Madrugada del jueves. De camino a Hampi escuchando La Oreja de Van Gogh, con la intención de añadirle emociones al desolado, sucio y contaminado paisaje. Como si ir votando y zigzagueando camiones a golpe de volantazo a 140 kilómetros/hora por carreteras criminales no las tuviera.
No es mi primer viaje curioso ni será el último. No es habitual viajar de una ciudad a otra en taxi. Trescientos cincuenta kilómetros en manos de un indio, que con seguridad me envidia al verme tocatear el móvil con el que escribo. Pero seguramente también los indios con los que nos hemos cruzado, soldando solamente bañados por la luz de la luna y una pequeña linterna, le envidien a él.
Queda ya poco para que se me cierren los ojos y despierte, como por arte de magia en Hampi. Pero que es más real, estar sorteando camiones a menudo en carreteras de un solo carril, mientras mi cuerpo se mantiene inerte en el asiento de atrás de un taxi, a miles de kilómetros del mundo conocido.

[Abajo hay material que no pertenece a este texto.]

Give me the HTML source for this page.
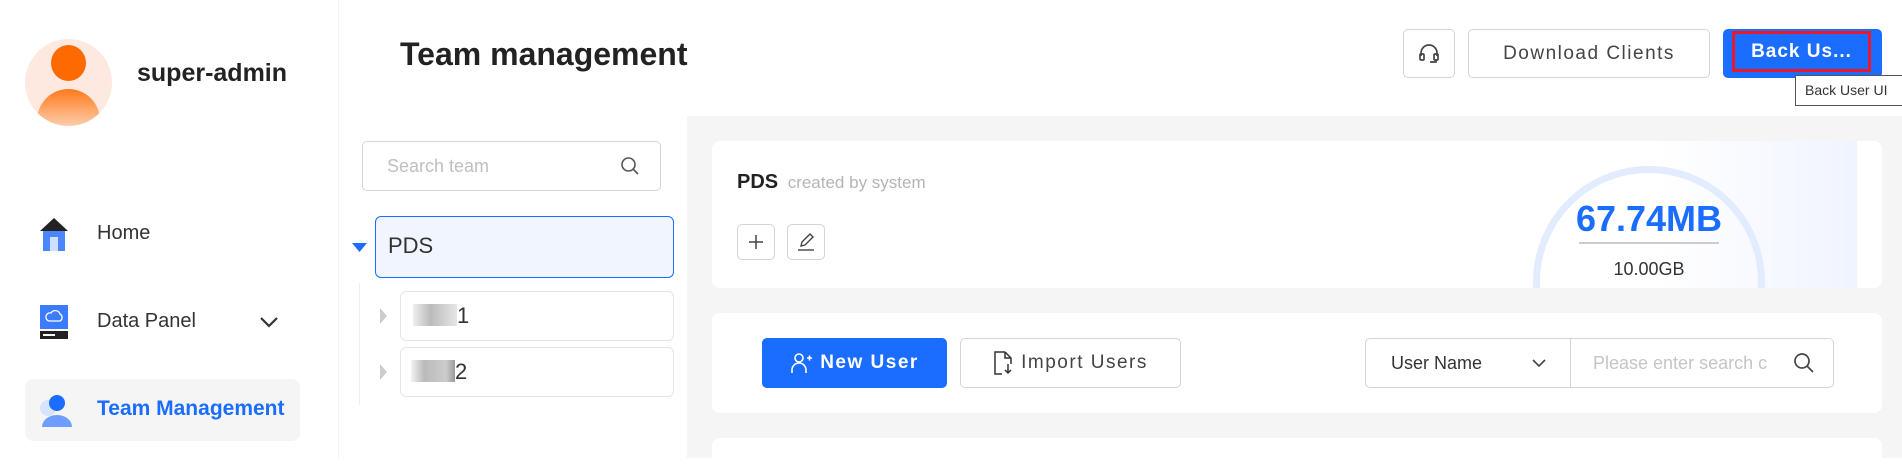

O el estado en el que nos sumimos cuando dormimos, que es a la vez de dónde venimos y a dónde vamos, solo interrumpido por esta ilusión que es vivir. Ilusión que nos hace creer que somos los putos amos, los putos jefes de todo, escondiendo la gran verdad; que simplemente somos una extensión de la nada, que en su afán humorístico, creó un universo para engañarse a sí misma, y con ello a nosotros, haciéndonos experimentar que somos importantes, y que no le debemos nada a nadie por ser conscientes de que vivimos aquí y ahora.